Additionally, for all their flaws in other respects, NHK and the rest know how to cover the aftermath of a disaster without making themselves the center of it. Yesterday, I was watching the ever-repellant Aaron Brown interview Jeanne Meserve on CNN. Meserve had covered the storm from a parking garage above the Superdome and was relating how some of her camera and tech guys had gone along on search-and-rescue boats after the rains stopped. Though her voice sometimes broke as she described some of the things they’d seen, she was clearly steeling herself to give the facts to the extent that she knew them. Her self-discipline and reserve made what she was reporting that much more moving.

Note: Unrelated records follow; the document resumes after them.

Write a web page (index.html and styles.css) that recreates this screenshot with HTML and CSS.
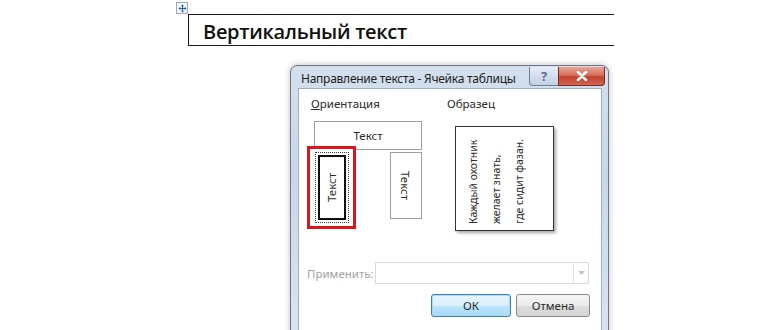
FILE: index.html
```html
<!DOCTYPE html>
<html lang="ru">
<head>
    <meta charset="UTF-8">
    <title>Вертикальный текст</title>
    <link rel="stylesheet" href="styles.css">
</head>
<body>
    <div class="doc">
        <div class="table-cell">
            <span class="move-handle">
                <svg width="9" height="9" viewBox="0 0 9 9">
                    <path d="M4.5 0.5 L2.8 2.3 H4 V4 H2.3 V2.8 L0.5 4.5 L2.3 6.2 V5 H4 V6.7 H2.8 L4.5 8.5 L6.2 6.7 H5 V5 H6.7 V6.2 L8.5 4.5 L6.7 2.8 V4 H5 V2.3 H6.2 Z" fill="#2a5ea8"/>
                </svg>
            </span>
            <div class="cell-text">Вертикальный текст</div>
        </div>

        <div class="dialog">
            <div class="titlebar">
                <span class="title">Направление текста - Ячейка таблицы</span>
                <div class="caption-buttons">
                    <span class="cap-btn help">?</span>
                    <span class="cap-btn close">
                        <svg width="12" height="10" viewBox="0 0 12 10">
                            <path d="M2 1 L10 9 M10 1 L2 9" stroke="#fff" stroke-width="2.6" stroke-linecap="round"/>
                        </svg>
                    </span>
                </div>
            </div>

            <div class="client">
                <div class="groups">
                    <div class="group orientation">
                        <div class="group-label"><u>О</u>риентация</div>
                        <div class="option horizontal">Текст</div>
                        <div class="option-row">
                            <div class="highlight">
                                <div class="focus">
                                    <div class="option vertical selected"><span class="up">Текст</span></div>
                                </div>
                            </div>
                            <div class="option vertical down-box"><span class="down">Текст</span></div>
                        </div>
                    </div>

                    <div class="group sample">
                        <div class="group-label">Образец</div>
                        <div class="sample-box">
                            <div class="sample-text">Каждый охотник<br>желает знать,<br>где сидит фазан.</div>
                        </div>
                    </div>
                </div>

                <div class="apply-row">
                    <span class="apply-label">Применить:</span>
                    <div class="combo">
                        <span class="combo-arrow">
                            <svg width="7" height="4" viewBox="0 0 7 4"><path d="M0 0 H7 L3.5 4 Z" fill="#c4c4c4"/></svg>
                        </span>
                    </div>
                </div>

                <div class="button-row">
                    <button class="btn default">ОК</button>
                    <button class="btn">Отмена</button>
                </div>
            </div>
        </div>
    </div>
</body>
</html>
```

FILE: styles.css
```css
body {
    margin: 0;
    background-color: #ffffff;
    font-family: "Noto Sans", "Open Sans", sans-serif;
    overflow: hidden;
}
.doc {
    display: flex;
    flex-direction: column;
    align-items: flex-start;
    padding-top: 14px;
}
.table-cell {
    position: relative;
    margin-left: 188px;
    width: 425px;
    height: 30px;
    border-top: 1px solid #1a1a1a;
    border-bottom: 1px solid #1a1a1a;
    border-left: 1px solid #1a1a1a;
    display: flex;
    align-items: center;
}
.move-handle {
    position: absolute;
    left: -13px;
    top: -13px;
    width: 10px;
    height: 10px;
    border: 1px solid #9aa9c0;
    background-color: #f4f6fa;
    display: flex;
    align-items: center;
    justify-content: center;
}
.cell-text {
    margin-left: 14px;
    margin-top: 2px;
    font-family: "Open Sans", sans-serif;
    font-weight: 600;
    font-size: 20px;
    letter-spacing: -0.3px;
    color: #111;
}
.dialog {
    margin-left: 290px;
    margin-top: 19px;
    width: 304px;
    height: 270px;
    padding: 0 6px 0 7px;
    border: 1px solid #6b7686;
    border-radius: 7px 7px 0 0;
    background: linear-gradient(to bottom, #d3e0ee 0%, #c8d7e9 40%, #d9e4f1 100%);
    box-shadow: 0 0 6px rgba(0, 0, 0, 0.25);
    display: flex;
    flex-direction: column;
}
.titlebar {
    height: 22px;
    display: flex;
    align-items: flex-start;
    justify-content: space-between;
}
.title {
    margin-top: 4px;
    margin-left: 3px;
    font-size: 12px;
    color: #1c1c1c;
    letter-spacing: -0.25px;
}
.caption-buttons {
    display: flex;
    margin-right: -3px;
    margin-top: 1px;
}
.cap-btn {
    height: 18px;
    display: flex;
    align-items: center;
    justify-content: center;
    border: 1px solid #6f7f94;
    border-top: none;
}
.help {
    width: 28px;
    border-radius: 0 0 0 4px;
    border-right: none;
    background: linear-gradient(to bottom, #e6eef7 0%, #d2deec 50%, #c3d2e4 100%);
    color: #5b6f8a;
    font-size: 13px;
    font-weight: 700;
}
.close {
    width: 45px;
    border-radius: 0 0 4px 0;
    border-color: #7a2c22;
    background: linear-gradient(to bottom, #eaa595 0%, #d7705d 45%, #c2412c 55%, #d3664f 100%);
}
.client {
    flex: 1;
    background-color: #ffffff;
    border: 1px solid #9eb0c6;
    border-bottom: none;
    display: flex;
    flex-direction: column;
    font-size: 11.5px;
    color: #2a2a2a;
}
.groups {
    display: flex;
    height: 166px;
}
.group-label {
    margin-top: 7px;
    height: 18px;
}
.orientation {
    width: 136px;
    padding-left: 12px;
}
.option {
    background-color: #ffffff;
    border: 1px solid #a0a0a0;
    display: flex;
    align-items: center;
    justify-content: center;
}
.horizontal {
    margin-left: 3px;
    margin-top: 7px;
    width: 106px;
    height: 27px;
}
.option-row {
    display: flex;
    align-items: flex-start;
    margin-top: -4px;
}
.highlight {
    width: 43px;
    height: 77px;
    margin-left: -4px;
    border: 3px solid #e0131b;
    background-color: #ffffff;
    display: flex;
    align-items: center;
    justify-content: center;
}
.focus {
    width: 32px;
    height: 69px;
    border: 1px dotted #333;
    display: flex;
    align-items: center;
    justify-content: center;
}
.vertical {
    overflow: hidden;
}
.selected {
    width: 24px;
    height: 61px;
    border: 2px solid #111;
}
.down-box {
    margin-left: 34px;
    margin-top: 6px;
    width: 30px;
    height: 65px;
}
.up {
    transform: rotate(-90deg);
    white-space: nowrap;
}
.down {
    transform: rotate(90deg);
    white-space: nowrap;
}
.sample-box {
    margin-left: 8px;
    margin-top: 12px;
    width: 97px;
    height: 103px;
    border: 1px solid #333;
    background-color: #fff;
    box-shadow: 2px 2px 3px rgba(0, 0, 0, 0.35);
    display: flex;
    justify-content: flex-start;
}
.sample-text {
    writing-mode: vertical-rl;
    transform: rotate(180deg);
    margin: 4px 0 6px 6px;
    width: 68px;
    font-size: 10.5px;
    line-height: 23px;
    white-space: nowrap;
    text-align: start;
}
.apply-row {
    display: flex;
    align-items: center;
    margin-top: 7px;
    padding-left: 8px;
    height: 22px;
}
.apply-label {
    color: #a3a3a3;
    width: 68px;
}
.combo {
    width: 212px;
    height: 20px;
    border: 1px solid #d9d9d9;
    display: flex;
    justify-content: flex-end;
}
.combo-arrow {
    width: 14px;
    border-left: 1px solid #e4e4e4;
    display: flex;
    align-items: center;
    justify-content: center;
}
.button-row {
    display: flex;
    justify-content: flex-end;
    gap: 5px;
    margin-top: 10px;
    padding-right: 11px;
}
.btn {
    height: 23px;
    font-family: "Noto Sans", "Open Sans", sans-serif;
    font-size: 11.5px;
    color: #2a2a2a;
    border: 1px solid #8a8a8a;
    border-radius: 3px;
    background: linear-gradient(to bottom, #f6f6f6 0%, #ebebeb 50%, #dddddd 51%, #d6d6d6 100%);
    padding: 0;
    width: 74px;
}
.default {
    width: 80px;
    border-color: #3c7fb1;
    background: linear-gradient(to bottom, #eaf6fd 0%, #d9f0fc 50%, #bee6fd 51%, #a7d9f5 100%);
    box-shadow: inset 0 0 0 1px #a9dcf6;
}
```
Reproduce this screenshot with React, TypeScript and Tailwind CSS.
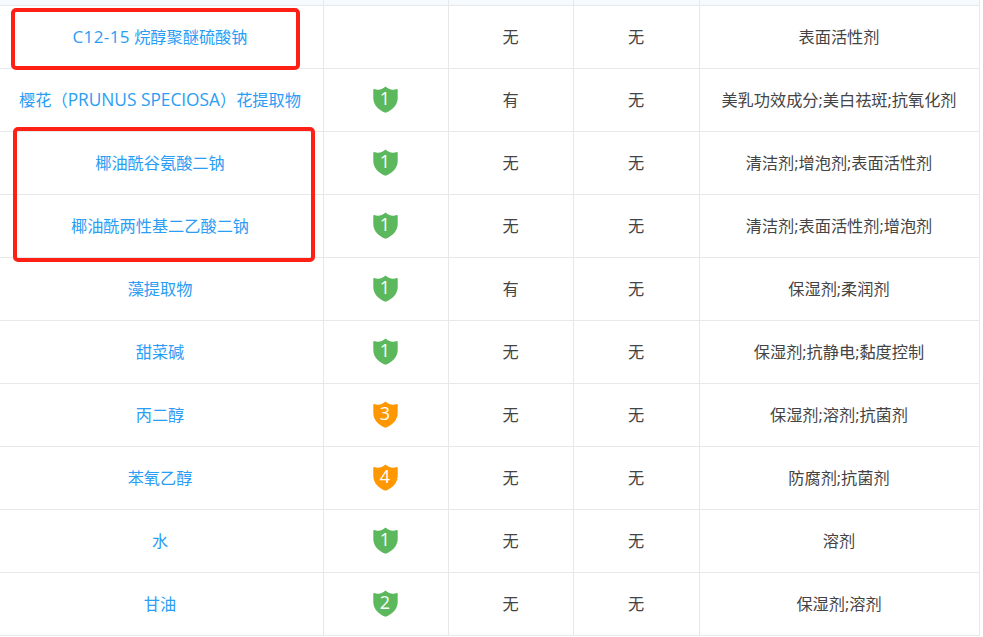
const rows = [
  { name: <><span className="text-[17px] tracking-[0.4px]">C12-15</span> 烷醇聚醚硫酸钠</>, score: 0, acne: "无", risk: "无", use: "表面活性剂" },
  { name: <>樱花（<span className="text-[17.3px]">PRUNUS SPECIOSA</span>）花提取物</>, score: 1, acne: "有", risk: "无", use: "美乳功效成分;美白祛斑;抗氧化剂" },
  { name: "椰油酰谷氨酸二钠", score: 1, acne: "无", risk: "无", use: "清洁剂;增泡剂;表面活性剂" },
  { name: "椰油酰两性基二乙酸二钠", score: 1, acne: "无", risk: "无", use: "清洁剂;表面活性剂;增泡剂" },
  { name: "藻提取物", score: 1, acne: "有", risk: "无", use: "保湿剂;柔润剂" },
  { name: "甜菜碱", score: 1, acne: "无", risk: "无", use: "保湿剂;抗静电;黏度控制" },
  { name: "丙二醇", score: 3, acne: "无", risk: "无", use: "保湿剂;溶剂;抗菌剂" },
  { name: "苯氧乙醇", score: 4, acne: "无", risk: "无", use: "防腐剂;抗菌剂" },
  { name: "水", score: 1, acne: "无", risk: "无", use: "溶剂" },
  { name: "甘油", score: 2, acne: "无", risk: "无", use: "保湿剂;溶剂" },
];

function Shield({ score }: { score: number }) {
  const fill = score >= 3 ? "#ff9800" : "#5cb85c";
  return (
    <div className="relative h-[27px] w-[25px] -translate-y-[1px]">
      <svg width="25" height="27" viewBox="0 0 25 27">
        <path
          d="M12.5 0.5C14.5 2.4 17 3.6 20 3.8C21.5 3.9 22.6 3.5 23.6 3.1C24.3 2.9 24.7 3.3 24.7 4V12C24.7 19 19.5 24 12.5 26.8C5.5 24 0.3 19 0.3 12V4C0.3 3.3 0.7 2.9 1.4 3.1C2.4 3.5 3.5 3.9 5 3.8C8 3.6 10.5 2.4 12.5 0.5Z"
          fill={fill}
        />
      </svg>
      <span className="absolute inset-x-0 top-[-1px] text-center text-[18px] leading-[26px] text-white">{score}</span>
    </div>
  );
}

export default function App() {
  const cell = "flex h-[63px] items-center justify-center border-r border-b border-[#e8e8e8] pr-[1px]";
  return (
    <div className="relative h-[637px] w-[983px] overflow-hidden bg-white font-['Open_Sans','Noto_Sans_CJK_SC',sans-serif] text-[16.2px] text-[#444]">
      <div className="grid w-[980px] grid-cols-[324px_125px_125px_126px_280px]">
        <div className="col-span-5 grid h-[6px] grid-cols-subgrid bg-[#f5faff]">
          <div className="border-r border-b border-[#e8e8e8]" />
          <div className="border-r border-b border-[#e8e8e8]" />
          <div className="border-r border-b border-[#e8e8e8]" />
          <div className="border-r border-b border-[#e8e8e8]" />
          <div className="border-r border-b border-[#e8e8e8]" />
        </div>
        {rows.map((r, i) => (
          <div key={i} className="col-span-5 grid grid-cols-subgrid">
            <div className="flex h-[63px] items-center justify-center whitespace-pre-wrap border-r border-b border-[#e8e8e8] pr-[3px] text-[#2a9df4]"><span>{r.name}</span></div>
            <div className={cell + " pr-[2px]"}>{r.score > 0 && <Shield score={r.score} />}</div>
            <div className={cell}>{r.acne}</div>
            <div className={cell}>{r.risk}</div>
            <div className={cell}>{r.use}</div>
          </div>
        ))}
      </div>
      <div className="absolute left-[11px] top-[8px] h-[62px] w-[289px] rounded-[5px] border-[4px] border-[#ff2015]" />
      <div className="absolute left-[13px] top-[127px] h-[135px] w-[302px] rounded-[5px] border-[4px] border-[#ff2015]" />
    </div>
  );
}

Then Brown had to go and spoil it by doing this oily routine: “You know, people often say that journalists are thrill-seekers, but you can tell by how Jeanne here is practically on the verge of sobbing that that’s not the case. See? She’s about to cry. Journalists are compassionate people. Get it? Oh, and Jeanne and I have known each other for years–why, I just called her ‘Jeannie.’ That’s a diminutive. It means we’re buddies. We’re part of the same selfless humanitarian club, don’t you know.” To her credit, Meserve responded, “Well, sometimes we are thrill-seekers,” and seemed to be trying to remind Brown tactfully that whatever stout-heartedness she was displaying might not be the real story. I don’t know whether she was able to penetrate his force field of smugness, because I had to change the channel at that point.
Michele has had an idea that’s uplifting rather than just smug: she’s now collecting encouraging stories from the aftermath of the hurricane. No civilization can outwit Mother Nature all the time, and Katrina did plenty of horrifying things that we’re going to be finding out over the next several weeks; but the ability of our society to deal with catastrophic blows in such a way as to address and minimize damage is really inspiring.